Let's see here, uh, people who can read on the x and life expectancy on the y. Now SPSS
has one window that has the data, and it looks like a spreadsheet, but it has a separate
window that has the output. That's a little different from a regular spreadsheet like
Excel. Um, actually, this is advantageous in a lot of ways, but it is a little different.
There's also a 3rd window called a syntax window which is like a written program, uh,
that you can use for these, uh, procedures. I use that as well, I'll show it in another
one. Anyhow, here's the scatterplot. You've got people who can read, the literacy rate
across the bottom. It has female life expectancy up the side. You can see it's a strong uphill
pattern. We gotta bunch of countries right here with high, uh, literacy rates and also
with high, uh, average life expectancy for women although life expectancy goes down to
the 40s for several country and we have literacy rates that are below 20 in some countries.
Um, one thing I wanna do is I wanna run a regression line through this. Always a good
idea because that's what I'm gonna be doing numerically. So I double click on it to edit
it and I just click this thing right here to run a regression line. And I'll close that
again. Again, I have a separate tutorial that shows how to do all the re—the graphics.
But, you see, it's a strong uphill line and this thing right here gives what's called
the R2 which is a measure of how well the data fit —uh, how closely they fit
the line. And in this case, an R2 of 74—749 —or 75 is very very high. And it means
that if you know the, uh, percentage of people in the country who can read, you can accurately
predict 75% of the variants in female life expectancy which is really high. But what
I'm gonna do right now is I'm gonna do a procedure, bivariate regression, which gives us the slope
and the intercept for this straight regression line that we ran through it. To do that, I
come up here to "Analyze," down to "Regression," and there's a lot of different forms of regression.
I'm gonna do the simplest which is just "Linear" which means a straight line through the data
regression. So I'm gonna select that procedure and the first thing I need to do is I need
to specify the dependent variable. Truthfully, this should be called the outcome variable
because this is a correlational study and not an experiment, but what I wanna look at
is average female life expectancy. That's my outcome, or dependent variable and I'm
going to use the percentage of people who read, or the literacy rate as the independent
or predictor variable. So I've got those two in there, I press the arrow to get them in.
And I'm just leaving everything else the same way that it is because this is the simplest
possible regression. Click "OK." Alright and we have a bunch of statistics that come out.
This just says that I ran a regression command. This says which data set I used. This says
that the dependent variable is life expectancy, that I used only one predictor variable which
is the percentage of people who can read. Uh, these two only have to do when you have
several predictor variables. We'll do that later. This one right here, "Model Summary,"
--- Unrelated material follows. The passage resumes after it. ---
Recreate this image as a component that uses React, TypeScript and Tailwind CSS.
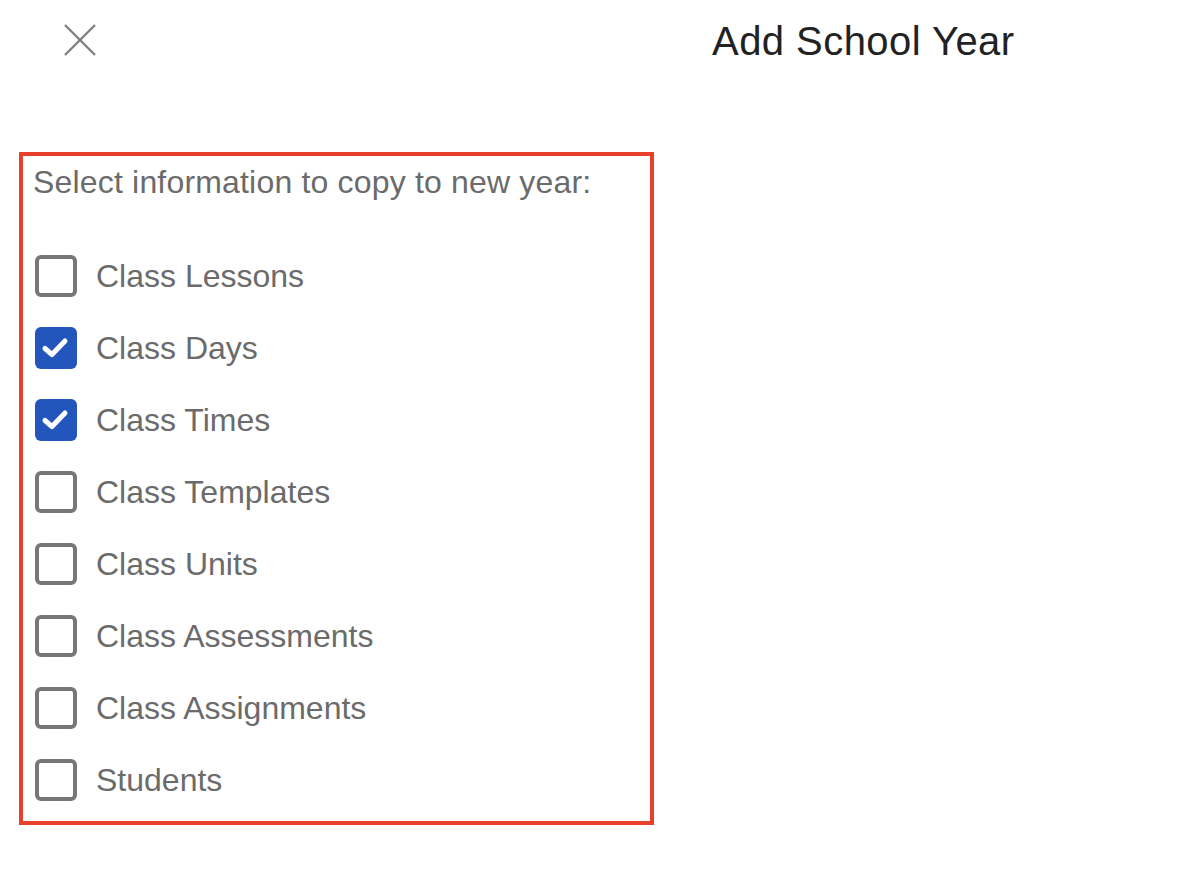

says how well this particular regression predicts the outcome variable. It has a uh, correlation,
an R. It's a capital R because it could be what's called a multiple correlation, but
it's 865 and that tells you what the predictors are. If you square that number to get the
proportion of variants accounted for in the outcome, you get just about 75% which is enormous.
Now there's something called an adjusted R2 which takes into consideration the number
of, uh, observations, or the sample size in your data as well as the number of predictor
variables. Um, and it can be pretty different, but right here it's real close. The standard
error which goes into, uh, calculating the probability values for a null hypothesis test,
but we'll ignore that for right now. This one right here, the analysis of variants,
ANOVA table, is just an indication of how well the model, that is the slope and the
intercept model, fits the data. And the regression fits it really super well. You can see this
F value, that's the inferential test at 313 which is just gargantuan and the significance
value from the null hypothesis test is, uh, less than 001. I mean, it's probably less
than a million to one. But anyhow, the one that we really want to look at is this bottom
one that says "Coefficients." There's two things we wanna look at. This first one, right
here, the constant, is the intercept for the regression line. And the intercept is this
one right here. It's 38.5. And one way to interpret this which works for some data sets
but not for others is—is if the predictor variable were zero. That is, for instance
if we had a country that for some reason had a zero literacy rate, that women would be
expected to have an average life expectancy of 38½ years. Now that's not an actual
value in the data set, so that one's not very helpful. This one here is just a standard
error is something that goes into the, um, inferential test which is called the t-test
where we get a value of 20.67 and a significant test of, uh, P-value less than 000, so it
just—really that just tells us if it's reliably different from zero. Probably the
most important one is this one right here, the second one, the people who read percent
and its regression coefficient here—this is the slope of the line. And it's .403. So,
what this means is that for every percentage point increase in literacy, as you go, for
instance, from 71 to 72 percent literacy, you can expect a four-tenths of a year increase
in women's life expectancy, you know, which is pretty huge considering you can go from,
you know, up to 100% and you recall that actually we had about a 40 year range in women's life
expectancy, so, that fits it pretty well. This right here, uh, is the inferential test,
the t-test, uh, 17.699 is a very large value and this tells us the fact that the probability
level is less than 000, uh, lets us know that this is reliably different from 0. That's
one way of interpreting it. Um, the standardized coefficient says if we turned all the variables
into z-variables, into z-scores which have a standard—a mean of 0 and a standard
deviation of 1—this would be the slope. The intercept becomes 0 because that's—'cuz
it got standardized. And the slope would be 0. It's 8—excuse me, the slope is 865—which
please notice is the same number as right here. When you have only one predictor variable
and one outcome, the standardized regression slope is the same thing as the correlation
coefficient. Anyhow, that is how you do a regression, bivariate regression, in SPSS.
And we'll try looking at some other statistics in other tutorials. Thank you.